At the 2024 Annual Baltic Conference on Defence, a senior Israeli military official recounted the mobilization of Israeli reserve forces in response to the Hamas attack on October 7, 2023, observing that the country’s reservists helped resecure Israel’s border with Gaza in a matter of hours. For context, Israel secured a border that is approximately 59 km (~37 miles), with established defensive positions, against a non-state actor, and a seasoned reserve force that is estimated to be 220,000. Estonia, which has the simplest ground defensive problem of any of the Baltic nations, must secure a border 3.5 times larger than the size of Israel’s border with Gaza, against a determined nation-state actor, with less than one-fifth of the combat power. Moreover, only 48.5% of Estonians in the 20-39-year-old demographic would commit to taking up arms to defend their country.

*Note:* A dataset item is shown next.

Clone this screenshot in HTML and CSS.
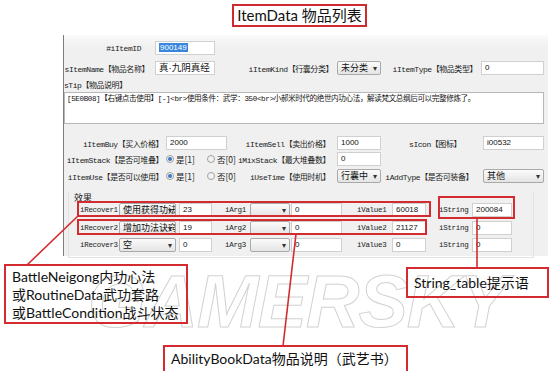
FILE: index.html
```html
<!DOCTYPE html>
<html>
<head>
    <title>ItemData 物品列表</title>
    <link rel="stylesheet" href="styles.css">
</head>
<body>
    <div class="page">
        <div class="watermark">GAMERSKY</div>

        <div class="title">ItemData 物品列表</div>

        <div class="panel">
            <div class="row row-a">
                <span class="lbl w77">#iItemID</span>
                <span class="field ml14 w60"><span class="sel-text">900149</span></span>
            </div>

            <div class="row row-b">
                <span class="lbl w85">sItemName【物品名称】</span>
                <span class="field ml6 w60 big">真·九阴真经</span>
                <span class="lbl w118">iItemKind【行囊分类】</span>
                <span class="combo ml4 w44">未分类</span>
                <span class="lbl w96">iItemType【物品类型】</span>
                <span class="field ml4 w63">0</span>
            </div>

            <div class="tip-label lbl">sTip【物品说明】</div>
            <div class="textarea">[5E0B08]【右键点击使用】[-]&lt;br&gt;使用条件：武学：350&lt;br&gt;小郝米时代的绝世内功心法，解读梵文总纲后可以完整修炼了。</div>

            <div class="row row-d">
                <span class="lbl w99">iItemBuy【买入价格】</span>
                <span class="field ml3 w61">2000</span>
                <span class="lbl w103">iItemSell【卖出价格】</span>
                <span class="field ml7 w44">1000</span>
                <span class="lbl w80">sIcon【图标】</span>
                <span class="field ml22 w61">i00532</span>
            </div>

            <div class="row row-e">
                <span class="lbl w99">iItemStack【是否可堆叠】</span>
                <span class="radios ml3">
                    <span class="radio on"></span><span class="rtext">是[1]</span>
                    <span class="radio"></span><span class="rtext">否[0]</span>
                </span>
                <span class="lbl w97">iMixStack【最大堆叠数】</span>
                <span class="field ml7 w44">0</span>
            </div>

            <div class="row row-f">
                <span class="lbl w99">iItemUse【是否可以使用】</span>
                <span class="radios ml3">
                    <span class="radio on"></span><span class="rtext">是[1]</span>
                    <span class="radio"></span><span class="rtext">否[0]</span>
                </span>
                <span class="lbl w97">iUseTime【使用时机】</span>
                <span class="combo ml7 w44">行囊中</span>
                <span class="lbl w92">iAddType【是否可装备】</span>
                <span class="combo ml10 w61">其他</span>
            </div>

            <div class="group">
                <div class="legend">效果</div>

                <div class="grow">
                    <span class="glbl">iRecover1</span>
                    <span class="combo w57">使用获得功法</span>
                    <span class="field ml3 w33">23</span>
                    <span class="glbl ml13 w25">iArg1</span>
                    <span class="combo w40"></span>
                    <span class="field ml1 w51">0</span>
                    <span class="glbl ml15 w35">iValue1</span>
                    <span class="field w34">60018</span>
                    <span class="glbl ml13 w33">iString</span>
                    <span class="field w40">200084</span>
                </div>

                <div class="grow">
                    <span class="glbl">iRecover2</span>
                    <span class="combo w57">增加功法诀窍</span>
                    <span class="field ml3 w33">19</span>
                    <span class="glbl ml13 w25">iArg2</span>
                    <span class="combo w40"></span>
                    <span class="field ml1 w51">0</span>
                    <span class="glbl ml15 w35">iValue2</span>
                    <span class="field w34">21127</span>
                    <span class="glbl ml13 w33">iString</span>
                    <span class="field w40">0</span>
                </div>

                <div class="grow">
                    <span class="glbl">iRecover3</span>
                    <span class="combo w57">空</span>
                    <span class="field ml3 w33">0</span>
                    <span class="glbl ml13 w25">iArg3</span>
                    <span class="combo w40"></span>
                    <span class="field ml1 w51">0</span>
                    <span class="glbl ml15 w35">iValue3</span>
                    <span class="field w34">0</span>
                    <span class="glbl ml13 w33">iString</span>
                    <span class="field w40">0</span>
                </div>
            </div>
        </div>

        <!-- annotation overlay -->
        <div class="mark mark-r1"></div>
        <div class="mark mark-r2"></div>
        <div class="mark mark-str"></div>

        <svg class="lines" width="550" height="371">
            <line x1="79" y1="215" x2="27" y2="265" />
            <line x1="296" y1="234" x2="283" y2="346" />
            <line x1="477" y1="218" x2="477" y2="268" />
        </svg>

        <div class="callout callout-left">
            BattleNeigong内功心法<br>
            或RoutineData武功套路<br>
            或BattleCondition战斗状态
        </div>
        <div class="callout callout-book">AbilityBookData物品说明（武艺书）</div>
        <div class="callout callout-str">String_table提示语</div>
    </div>
</body>
</html>
```

FILE: styles.css
```css
* {
    margin: 0;
    padding: 0;
    box-sizing: border-box;
}

body {
    background: #fff;
    font-family: "Liberation Sans", "Noto Sans CJK SC", sans-serif;
    color: #111;
}

.page {
    position: relative;
    width: 550px;
    height: 371px;
    overflow: hidden;
}

.title {
    width: 135px;
    height: 23px;
    margin: 4px 0 0 232px;
    border: 2px solid #cf2a2f;
    font-family: Lato, "Noto Sans CJK SC", sans-serif;
    font-size: 15px;
    line-height: 19px;
    text-align: center;
    white-space: nowrap;
    position: relative;
    z-index: 2;
}

.panel {
    width: 485px;
    height: 221px;
    margin: 8px 0 0 63px;
    padding-top: 6px;
    background: linear-gradient(#fafafa, #f0f0f0 12px);
    border-left: 1px solid #7d7d7d;
}

.row {
    display: flex;
    align-items: center;
    height: 14px;
}

.row-b { margin-top: 6px; }
.row-d { margin-top: 12px; }
.row-e { margin-top: 2px; }
.row-f { margin-top: 3px; }

.lbl {
    font-family: "Liberation Mono", "Noto Sans CJK SC", monospace;
    font-size: 8px;
    letter-spacing: -0.45px;
    color: #222;
    text-align: right;
    white-space: nowrap;
    flex-shrink: 0;
}

.tip-label {
    text-align: left;
    margin-top: 5px;
    height: 11px;
    line-height: 11px;
}

.field,
.combo {
    height: 14px;
    flex-shrink: 0;
    font-size: 8px;
    line-height: 12px;
    white-space: nowrap;
    overflow: hidden;
}

.field {
    background: #fff;
    border: 1px solid #d0d0d0;
    padding-left: 3px;
}

.field.big {
    font-size: 9.5px;
}

.sel-text {
    background: #3b86dd;
    color: #fff;
    padding: 0 1px;
}

.combo {
    position: relative;
    background: linear-gradient(#fbfbfb, #e4e4e4);
    border: 1px solid #a9a9a9;
    border-radius: 2px;
    padding-left: 3px;
    font-size: 9px;
    font-family: "Noto Sans CJK SC", sans-serif;
}

.combo::after {
    content: "▾";
    position: absolute;
    right: 3px;
    top: 0;
    font-size: 8px;
    color: #333;
}

.textarea {
    width: 480px;
    height: 32px;
    margin-top: 1px;
    background: #fff;
    border: 1px solid #b8b8b8;
    padding: 1px 2px;
    font-family: "Liberation Mono", "Noto Sans CJK SC", monospace;
    font-size: 7.6px;
    letter-spacing: -0.4px;
    line-height: 11px;
    white-space: nowrap;
    overflow: hidden;
}

.radios {
    display: flex;
    align-items: center;
    width: 67px;
    flex-shrink: 0;
    white-space: nowrap;
}

.radio {
    width: 8px;
    height: 8px;
    flex-shrink: 0;
    border-radius: 50%;
    border: 1px solid #a0a0a0;
    background: #f2f2f2;
    margin-right: 2px;
    position: relative;
}

.radio.on::after {
    content: "";
    position: absolute;
    left: 1px;
    top: 1px;
    width: 4px;
    height: 4px;
    border-radius: 50%;
    background: #3a78c8;
}

.rtext {
    flex-shrink: 0;
    font-size: 8.5px;
    font-family: "Noto Sans CJK SC", sans-serif;
    margin-right: 12px;
    color: #222;
}

.group {
    width: 466px;
    height: 66px;
    margin: 9px 0 0 4px;
    border: 1px solid #e2e2e2;
    border-top: none;
}

.legend {
    font-size: 9px;
    font-family: "Noto Sans CJK SC", sans-serif;
    padding-left: 5px;
    height: 11px;
    line-height: 11px;
    color: #222;
}

.grow {
    display: flex;
    align-items: center;
    height: 14px;
    margin-top: 3.5px;
    padding-left: 11px;
}

.legend + .grow {
    margin-top: 0;
}

.glbl {
    width: 39px;
    flex-shrink: 0;
    font-family: "Liberation Mono", monospace;
    font-size: 7.5px;
    letter-spacing: -0.3px;
    color: #222;
}

/* widths and gaps */
.w25 { width: 25px; }
.w33 { width: 33px; }
.w34 { width: 34px; }
.w35 { width: 35px; }
.w40 { width: 40px; }
.w44 { width: 44px; }
.w51 { width: 51px; }
.w57 { width: 57px; }
.w60 { width: 60px; }
.w61 { width: 61px; }
.w63 { width: 63px; }
.w77 { width: 77px; }
.w80 { width: 80px; }
.w85 { width: 85px; }
.w92 { width: 92px; }
.w96 { width: 96px; }
.w97 { width: 97px; }
.w99 { width: 99px; }
.w103 { width: 103px; }
.w118 { width: 118px; }

.ml1 { margin-left: 1px; }
.ml3 { margin-left: 3px; }
.ml4 { margin-left: 4px; }
.ml6 { margin-left: 6px; }
.ml7 { margin-left: 7px; }
.ml10 { margin-left: 10px; }
.ml13 { margin-left: 13px; }
.ml14 { margin-left: 14px; }
.ml15 { margin-left: 15px; }
.ml22 { margin-left: 22px; }

/* annotations */
.mark {
    position: absolute;
    border: 2px solid #d42b30;
}

.mark-r1 { left: 77px; top: 201px; width: 354px; height: 16px; }
.mark-r2 { left: 77px; top: 219px; width: 350px; height: 16px; }
.mark-str { left: 438px; top: 196px; width: 77px; height: 23px; }

.lines {
    position: absolute;
    left: 0;
    top: 0;
}

.lines line {
    stroke: #d42b30;
    stroke-width: 1.6;
}

.callout {
    position: absolute;
    border: 2px solid #d42b30;
    font-family: Lato, "Noto Sans CJK SC", sans-serif;
    font-size: 14px;
    color: #111;
    white-space: nowrap;
}

.callout-left {
    left: 4px;
    top: 264px;
    width: 184px;
    height: 60px;
    padding: 2px 0 0 6px;
    line-height: 18px;
}

.callout-book {
    left: 163px;
    top: 345px;
    width: 245px;
    height: 30px;
    padding: 2px 0 0 6px;
    line-height: 20px;
}

.callout-str {
    left: 406px;
    top: 267px;
    width: 143px;
    height: 31px;
    padding: 3px 0 0 6px;
    line-height: 21px;
}

.watermark {
    position: absolute;
    left: 88px;
    top: 265px;
    font-family: "Liberation Sans", sans-serif;
    font-weight: bold;
    font-style: italic;
    font-size: 74px;
    line-height: 74px;
    color: #fff;
    -webkit-text-stroke: 1px #d2d2d2;
    letter-spacing: -1px;
}
```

Conclusion – A ‘Baltic Way’ Defence Line

Suppose the defense establishments of the Baltic nations want to present a credible deterrent across their eastern flank. In that case, they must share the cost of such an endeavor and put those funds toward useful purchases, like weapon platforms that have seen success on the battlefield in Ukraine, and large-scale exercises including mass mobilization of reservists and cross-border coordination. They must not disenfranchise the segment of their population most susceptible to Russian influence, or inadvertently provide Russia pretext for defending the Russian diaspora. Most importantly, they must harness the spirit of the Baltic Way and inspire their citizens to want to defend every inch of their territory by metaphorically locking arms across the eastern flank of the Baltics.